#### EXERCISE INSTRUCTIONS:
Please pull out every line that includes the string "this".

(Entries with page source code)
§ §

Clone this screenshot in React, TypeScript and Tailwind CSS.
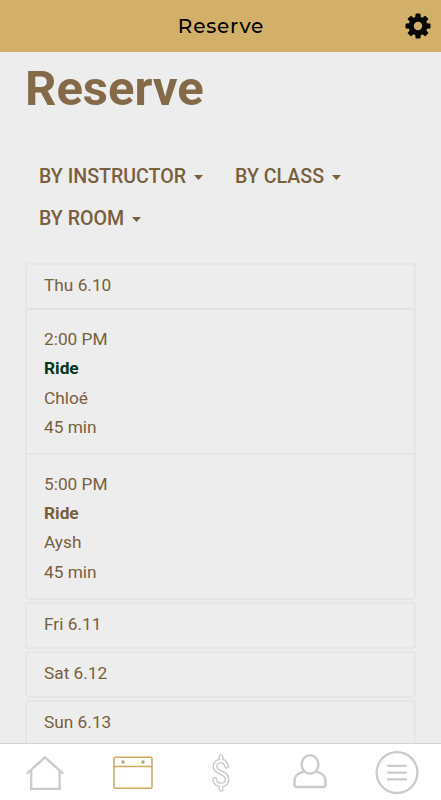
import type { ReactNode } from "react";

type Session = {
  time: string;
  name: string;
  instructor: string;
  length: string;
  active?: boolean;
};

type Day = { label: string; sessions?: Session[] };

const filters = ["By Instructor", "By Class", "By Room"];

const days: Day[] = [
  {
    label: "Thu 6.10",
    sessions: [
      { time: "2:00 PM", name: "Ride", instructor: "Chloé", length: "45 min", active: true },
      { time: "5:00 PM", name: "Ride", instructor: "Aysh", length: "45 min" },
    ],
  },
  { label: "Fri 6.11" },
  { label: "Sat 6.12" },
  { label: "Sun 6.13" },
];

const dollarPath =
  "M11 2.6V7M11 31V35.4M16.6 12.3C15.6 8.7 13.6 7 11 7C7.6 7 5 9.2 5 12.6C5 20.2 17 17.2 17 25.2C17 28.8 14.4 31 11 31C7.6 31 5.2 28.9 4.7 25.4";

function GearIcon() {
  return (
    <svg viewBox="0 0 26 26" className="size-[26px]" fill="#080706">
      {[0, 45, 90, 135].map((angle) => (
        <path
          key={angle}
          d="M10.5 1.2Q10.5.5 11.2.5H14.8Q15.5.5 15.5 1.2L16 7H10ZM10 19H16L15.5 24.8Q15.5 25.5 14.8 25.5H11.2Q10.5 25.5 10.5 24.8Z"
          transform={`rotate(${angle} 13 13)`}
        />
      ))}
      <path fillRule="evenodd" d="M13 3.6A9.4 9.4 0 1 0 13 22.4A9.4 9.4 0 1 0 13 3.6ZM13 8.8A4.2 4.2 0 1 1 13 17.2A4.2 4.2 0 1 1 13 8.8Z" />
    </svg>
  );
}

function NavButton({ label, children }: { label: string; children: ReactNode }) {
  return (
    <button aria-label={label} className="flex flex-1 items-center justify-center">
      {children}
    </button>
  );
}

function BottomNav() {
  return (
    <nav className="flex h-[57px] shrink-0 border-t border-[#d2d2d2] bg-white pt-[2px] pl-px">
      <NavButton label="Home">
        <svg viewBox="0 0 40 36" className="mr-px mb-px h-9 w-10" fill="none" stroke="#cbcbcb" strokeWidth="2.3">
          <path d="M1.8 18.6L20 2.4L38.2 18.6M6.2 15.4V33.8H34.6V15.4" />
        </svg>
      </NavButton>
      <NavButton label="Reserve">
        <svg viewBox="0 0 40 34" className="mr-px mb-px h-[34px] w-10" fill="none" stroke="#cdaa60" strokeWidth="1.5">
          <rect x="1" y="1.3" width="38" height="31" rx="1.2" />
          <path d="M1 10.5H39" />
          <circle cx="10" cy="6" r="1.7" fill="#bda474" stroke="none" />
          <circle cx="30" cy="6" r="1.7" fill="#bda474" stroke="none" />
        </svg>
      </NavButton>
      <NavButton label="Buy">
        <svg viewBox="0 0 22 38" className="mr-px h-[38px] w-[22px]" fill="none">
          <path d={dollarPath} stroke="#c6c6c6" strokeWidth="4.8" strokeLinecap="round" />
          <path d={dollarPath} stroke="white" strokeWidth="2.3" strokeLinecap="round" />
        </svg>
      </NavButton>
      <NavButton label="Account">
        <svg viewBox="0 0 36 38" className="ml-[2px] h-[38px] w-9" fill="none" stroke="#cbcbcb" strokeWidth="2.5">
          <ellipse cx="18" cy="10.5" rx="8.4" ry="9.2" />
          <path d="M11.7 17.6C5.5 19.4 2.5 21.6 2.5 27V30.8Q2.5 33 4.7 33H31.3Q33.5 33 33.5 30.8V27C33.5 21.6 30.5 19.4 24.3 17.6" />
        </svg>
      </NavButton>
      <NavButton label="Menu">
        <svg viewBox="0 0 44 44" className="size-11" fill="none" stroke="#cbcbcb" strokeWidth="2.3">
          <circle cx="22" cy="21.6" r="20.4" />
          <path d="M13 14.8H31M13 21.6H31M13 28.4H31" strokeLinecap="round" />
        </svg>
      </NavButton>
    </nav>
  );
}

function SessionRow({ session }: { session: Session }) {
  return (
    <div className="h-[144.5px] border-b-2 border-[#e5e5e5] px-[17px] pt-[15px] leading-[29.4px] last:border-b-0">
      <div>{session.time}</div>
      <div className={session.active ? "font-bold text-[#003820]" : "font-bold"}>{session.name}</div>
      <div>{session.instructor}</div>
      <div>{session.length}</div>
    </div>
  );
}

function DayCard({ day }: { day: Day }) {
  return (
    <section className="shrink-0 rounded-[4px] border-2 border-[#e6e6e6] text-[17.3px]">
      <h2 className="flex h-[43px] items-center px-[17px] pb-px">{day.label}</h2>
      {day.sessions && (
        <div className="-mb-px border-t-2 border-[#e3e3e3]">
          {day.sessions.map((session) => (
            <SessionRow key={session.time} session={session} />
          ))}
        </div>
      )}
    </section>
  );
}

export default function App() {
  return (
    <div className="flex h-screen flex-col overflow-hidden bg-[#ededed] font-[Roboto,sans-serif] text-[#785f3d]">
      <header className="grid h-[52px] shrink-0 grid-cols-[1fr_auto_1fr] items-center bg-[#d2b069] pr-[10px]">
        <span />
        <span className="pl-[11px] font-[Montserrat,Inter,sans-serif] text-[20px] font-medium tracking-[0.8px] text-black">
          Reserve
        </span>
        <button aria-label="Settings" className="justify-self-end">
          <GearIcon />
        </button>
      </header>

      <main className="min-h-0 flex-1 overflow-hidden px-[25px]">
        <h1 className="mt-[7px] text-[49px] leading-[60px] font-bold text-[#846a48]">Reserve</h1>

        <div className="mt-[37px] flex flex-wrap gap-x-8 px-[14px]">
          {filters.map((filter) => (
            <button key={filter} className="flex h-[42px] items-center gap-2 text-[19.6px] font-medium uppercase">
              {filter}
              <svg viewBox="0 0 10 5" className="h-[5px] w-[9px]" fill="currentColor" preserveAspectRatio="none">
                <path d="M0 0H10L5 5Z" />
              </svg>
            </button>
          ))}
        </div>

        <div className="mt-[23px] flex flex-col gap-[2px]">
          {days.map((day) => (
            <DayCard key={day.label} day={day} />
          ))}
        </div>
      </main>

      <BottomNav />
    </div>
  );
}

§ §

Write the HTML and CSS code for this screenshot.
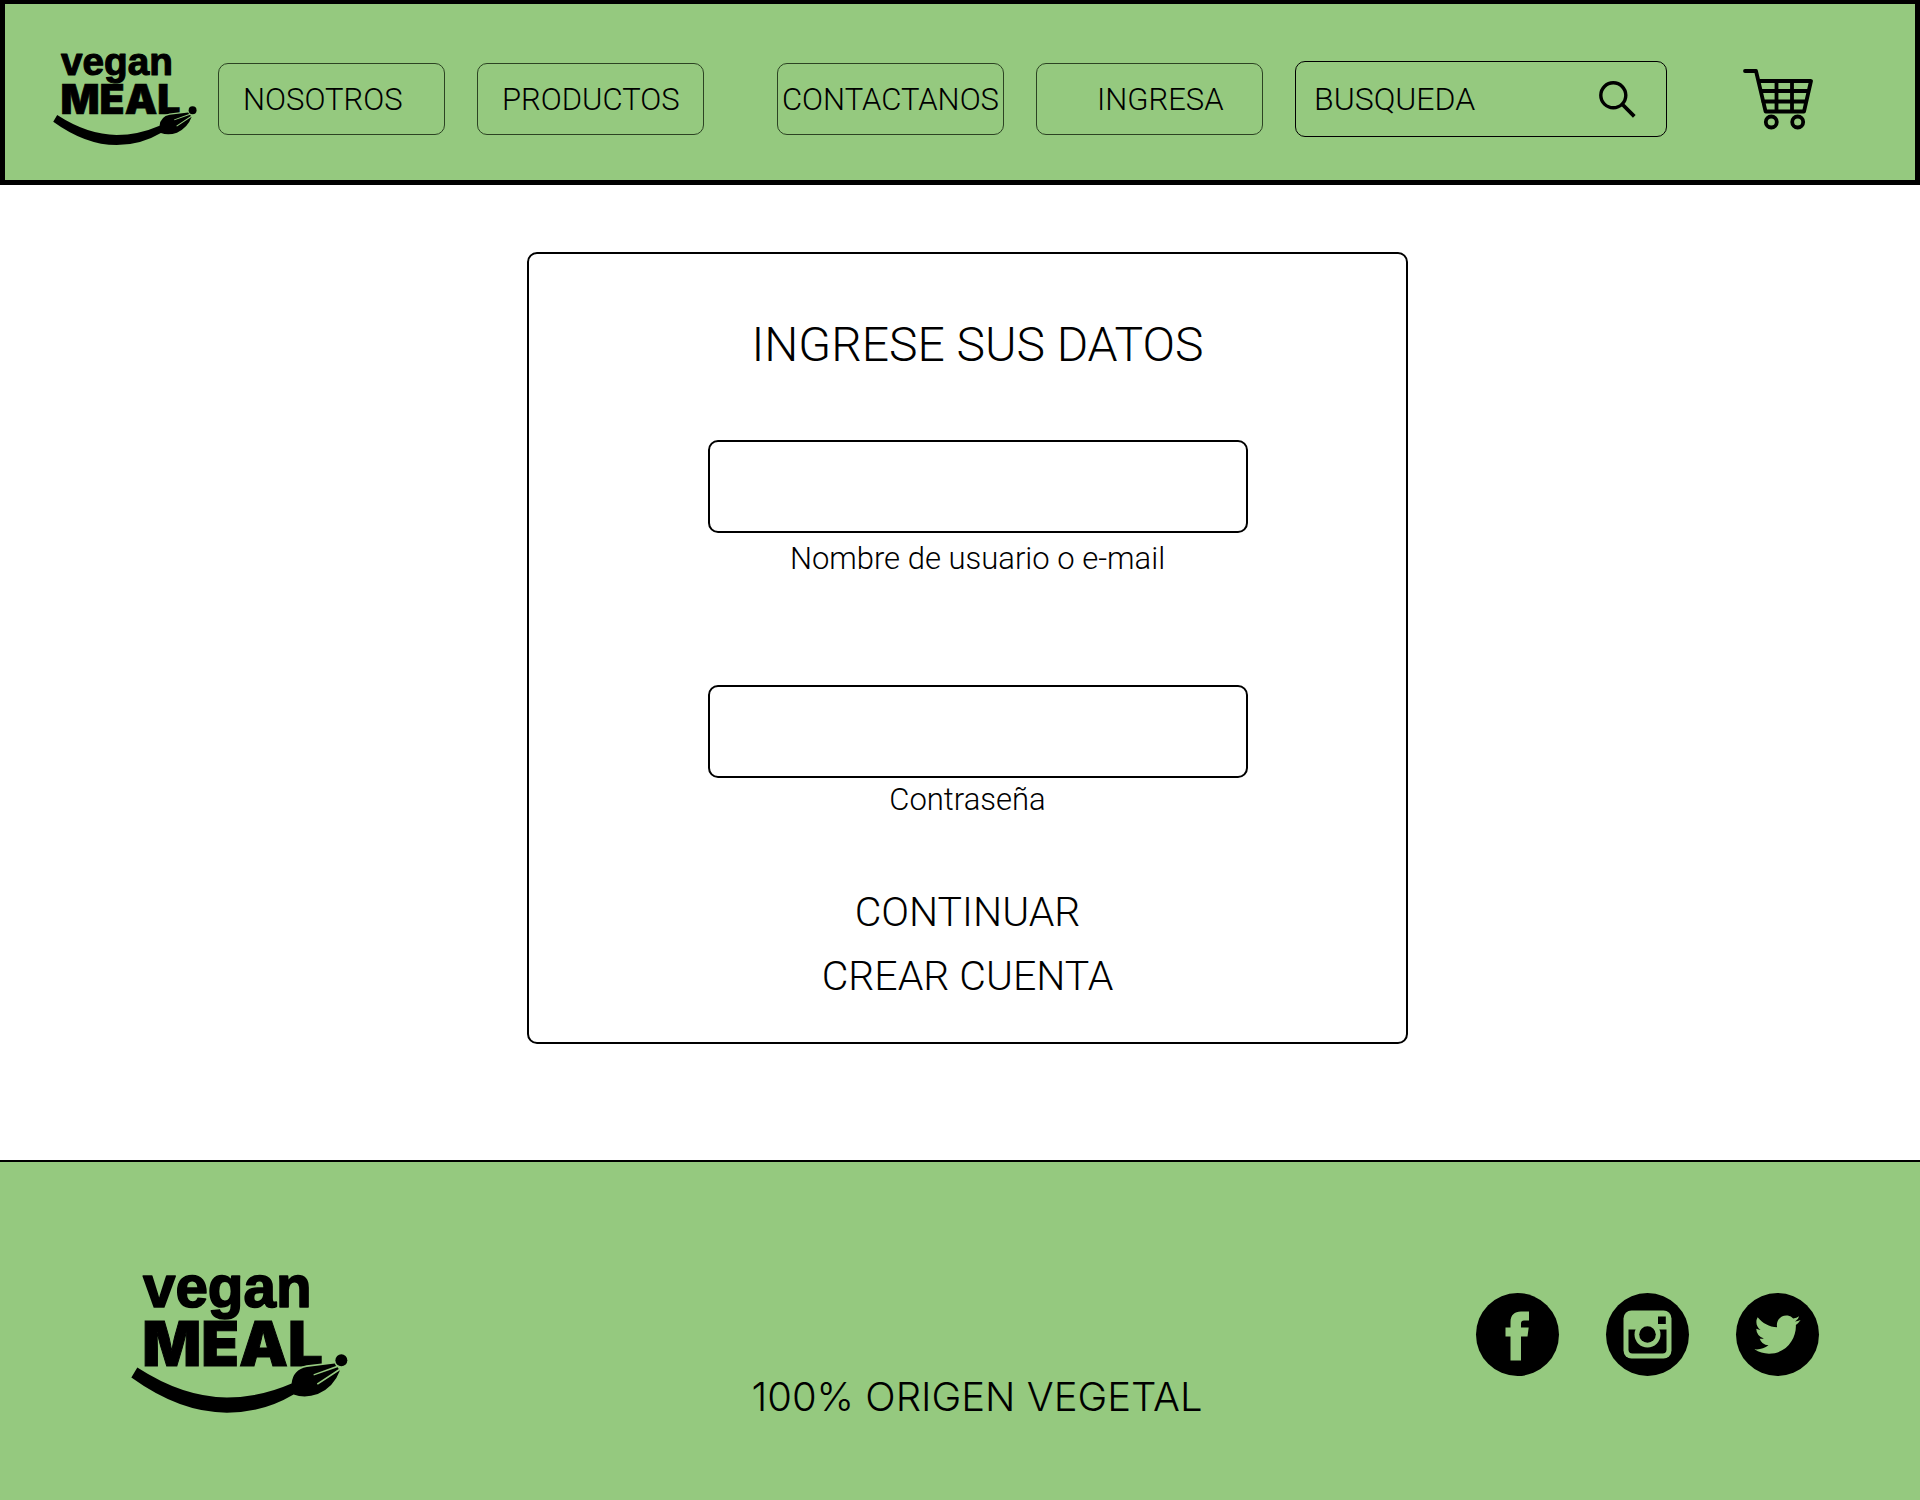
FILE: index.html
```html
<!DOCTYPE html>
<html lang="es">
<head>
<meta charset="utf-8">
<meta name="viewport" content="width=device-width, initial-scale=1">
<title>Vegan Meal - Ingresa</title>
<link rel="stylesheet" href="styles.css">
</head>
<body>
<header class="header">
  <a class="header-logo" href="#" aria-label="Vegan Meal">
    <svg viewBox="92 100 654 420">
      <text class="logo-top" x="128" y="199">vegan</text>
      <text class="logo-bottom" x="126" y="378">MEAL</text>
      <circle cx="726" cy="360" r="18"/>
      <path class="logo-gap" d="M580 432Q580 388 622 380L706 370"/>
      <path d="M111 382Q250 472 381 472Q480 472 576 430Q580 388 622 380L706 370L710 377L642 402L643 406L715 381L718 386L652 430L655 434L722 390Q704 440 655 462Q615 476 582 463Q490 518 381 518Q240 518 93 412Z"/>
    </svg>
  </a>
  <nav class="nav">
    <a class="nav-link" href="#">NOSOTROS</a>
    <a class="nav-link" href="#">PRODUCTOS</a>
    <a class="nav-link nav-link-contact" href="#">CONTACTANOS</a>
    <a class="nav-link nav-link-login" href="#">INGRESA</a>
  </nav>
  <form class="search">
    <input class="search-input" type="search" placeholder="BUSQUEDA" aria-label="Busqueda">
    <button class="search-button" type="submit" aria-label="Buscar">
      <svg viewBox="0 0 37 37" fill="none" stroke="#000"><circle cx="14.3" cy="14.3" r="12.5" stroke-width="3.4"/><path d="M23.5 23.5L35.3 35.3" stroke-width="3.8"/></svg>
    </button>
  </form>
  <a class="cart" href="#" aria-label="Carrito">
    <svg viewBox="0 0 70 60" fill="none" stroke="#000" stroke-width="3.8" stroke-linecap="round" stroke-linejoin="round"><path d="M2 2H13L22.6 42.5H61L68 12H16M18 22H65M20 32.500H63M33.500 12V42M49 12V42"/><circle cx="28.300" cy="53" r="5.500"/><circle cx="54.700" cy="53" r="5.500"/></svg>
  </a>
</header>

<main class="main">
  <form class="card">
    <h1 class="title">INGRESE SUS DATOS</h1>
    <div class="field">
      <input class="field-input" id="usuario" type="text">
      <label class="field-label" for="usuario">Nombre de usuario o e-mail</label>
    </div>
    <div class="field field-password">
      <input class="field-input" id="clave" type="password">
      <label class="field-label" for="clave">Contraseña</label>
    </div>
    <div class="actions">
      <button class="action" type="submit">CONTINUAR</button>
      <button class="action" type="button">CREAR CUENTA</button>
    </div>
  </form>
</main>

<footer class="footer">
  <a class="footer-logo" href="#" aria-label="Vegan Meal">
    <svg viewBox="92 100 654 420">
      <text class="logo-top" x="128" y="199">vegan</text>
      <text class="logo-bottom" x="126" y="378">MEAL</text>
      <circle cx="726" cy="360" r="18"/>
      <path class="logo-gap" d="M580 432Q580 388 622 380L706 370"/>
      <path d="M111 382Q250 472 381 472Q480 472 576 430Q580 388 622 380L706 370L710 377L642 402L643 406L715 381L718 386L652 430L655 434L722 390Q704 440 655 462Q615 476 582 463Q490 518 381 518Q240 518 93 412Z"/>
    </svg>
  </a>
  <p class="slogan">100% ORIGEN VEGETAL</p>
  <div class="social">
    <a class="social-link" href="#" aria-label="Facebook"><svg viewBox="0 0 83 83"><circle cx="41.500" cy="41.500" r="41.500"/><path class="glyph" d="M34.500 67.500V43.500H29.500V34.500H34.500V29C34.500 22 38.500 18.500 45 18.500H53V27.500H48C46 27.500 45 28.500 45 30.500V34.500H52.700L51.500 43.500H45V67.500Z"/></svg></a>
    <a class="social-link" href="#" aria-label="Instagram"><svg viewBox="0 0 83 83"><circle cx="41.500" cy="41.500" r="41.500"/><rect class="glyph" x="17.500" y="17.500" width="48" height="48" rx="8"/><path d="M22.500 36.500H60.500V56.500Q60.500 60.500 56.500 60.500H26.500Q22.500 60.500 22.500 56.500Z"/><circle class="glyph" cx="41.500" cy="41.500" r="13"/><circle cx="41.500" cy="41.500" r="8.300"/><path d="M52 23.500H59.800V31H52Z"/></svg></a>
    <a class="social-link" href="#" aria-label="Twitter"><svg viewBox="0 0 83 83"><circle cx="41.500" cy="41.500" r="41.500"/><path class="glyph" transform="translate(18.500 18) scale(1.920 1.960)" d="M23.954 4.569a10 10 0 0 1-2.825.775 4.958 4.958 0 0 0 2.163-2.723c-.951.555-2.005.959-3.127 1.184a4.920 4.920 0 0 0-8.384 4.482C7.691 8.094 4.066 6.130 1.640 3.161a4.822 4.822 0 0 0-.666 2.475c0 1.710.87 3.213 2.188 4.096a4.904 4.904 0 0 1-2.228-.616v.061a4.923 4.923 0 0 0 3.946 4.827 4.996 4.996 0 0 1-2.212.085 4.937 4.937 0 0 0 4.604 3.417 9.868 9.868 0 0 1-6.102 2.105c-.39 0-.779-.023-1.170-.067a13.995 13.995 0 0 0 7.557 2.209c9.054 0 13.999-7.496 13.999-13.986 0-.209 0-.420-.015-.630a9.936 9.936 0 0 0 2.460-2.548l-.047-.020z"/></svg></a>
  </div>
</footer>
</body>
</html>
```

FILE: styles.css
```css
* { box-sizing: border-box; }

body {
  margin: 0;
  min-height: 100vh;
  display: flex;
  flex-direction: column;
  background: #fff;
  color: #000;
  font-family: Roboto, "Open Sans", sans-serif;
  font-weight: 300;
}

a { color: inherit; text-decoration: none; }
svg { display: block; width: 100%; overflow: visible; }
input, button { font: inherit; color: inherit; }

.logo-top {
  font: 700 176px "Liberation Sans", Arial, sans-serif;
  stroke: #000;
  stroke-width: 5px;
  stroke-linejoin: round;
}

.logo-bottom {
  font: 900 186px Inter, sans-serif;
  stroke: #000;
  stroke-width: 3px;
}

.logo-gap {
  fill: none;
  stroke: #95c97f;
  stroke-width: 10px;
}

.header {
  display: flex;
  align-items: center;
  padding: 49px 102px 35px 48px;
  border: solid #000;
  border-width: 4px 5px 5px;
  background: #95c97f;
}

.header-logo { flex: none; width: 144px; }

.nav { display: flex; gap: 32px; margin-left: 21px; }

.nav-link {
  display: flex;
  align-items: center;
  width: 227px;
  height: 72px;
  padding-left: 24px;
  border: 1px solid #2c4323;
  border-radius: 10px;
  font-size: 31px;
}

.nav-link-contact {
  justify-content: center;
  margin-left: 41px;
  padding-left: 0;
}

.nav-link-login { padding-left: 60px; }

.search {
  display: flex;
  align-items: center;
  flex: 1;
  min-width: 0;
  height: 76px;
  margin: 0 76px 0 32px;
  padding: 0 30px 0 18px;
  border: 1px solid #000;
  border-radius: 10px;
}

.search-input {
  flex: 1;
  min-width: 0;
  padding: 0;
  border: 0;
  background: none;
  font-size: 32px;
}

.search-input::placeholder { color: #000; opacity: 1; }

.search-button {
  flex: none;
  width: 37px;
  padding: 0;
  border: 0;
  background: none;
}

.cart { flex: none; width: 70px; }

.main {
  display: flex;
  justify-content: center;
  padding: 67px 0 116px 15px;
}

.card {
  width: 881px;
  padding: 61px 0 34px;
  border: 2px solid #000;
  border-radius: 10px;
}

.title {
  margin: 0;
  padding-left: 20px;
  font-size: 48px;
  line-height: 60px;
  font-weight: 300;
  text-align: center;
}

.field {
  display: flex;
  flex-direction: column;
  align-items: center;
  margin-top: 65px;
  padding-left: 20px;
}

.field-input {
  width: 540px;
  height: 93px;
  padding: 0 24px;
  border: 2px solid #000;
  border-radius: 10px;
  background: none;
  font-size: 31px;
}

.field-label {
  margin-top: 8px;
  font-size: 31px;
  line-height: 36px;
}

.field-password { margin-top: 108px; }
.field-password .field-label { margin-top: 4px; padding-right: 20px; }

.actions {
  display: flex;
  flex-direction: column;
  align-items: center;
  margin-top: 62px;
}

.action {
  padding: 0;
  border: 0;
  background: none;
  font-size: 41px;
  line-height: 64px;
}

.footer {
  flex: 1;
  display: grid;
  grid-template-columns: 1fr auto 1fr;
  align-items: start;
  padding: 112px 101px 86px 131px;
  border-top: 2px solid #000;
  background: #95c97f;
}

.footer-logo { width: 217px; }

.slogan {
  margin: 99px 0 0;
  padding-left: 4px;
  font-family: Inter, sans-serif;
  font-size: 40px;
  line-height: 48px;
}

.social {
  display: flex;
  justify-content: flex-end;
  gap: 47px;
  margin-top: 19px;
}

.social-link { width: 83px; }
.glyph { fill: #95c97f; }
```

§ §

#### RIGHT ANSWER:
Clone this screenshot in React, TypeScript and Tailwind CSS.
Write the HTML and CSS code for this screenshot.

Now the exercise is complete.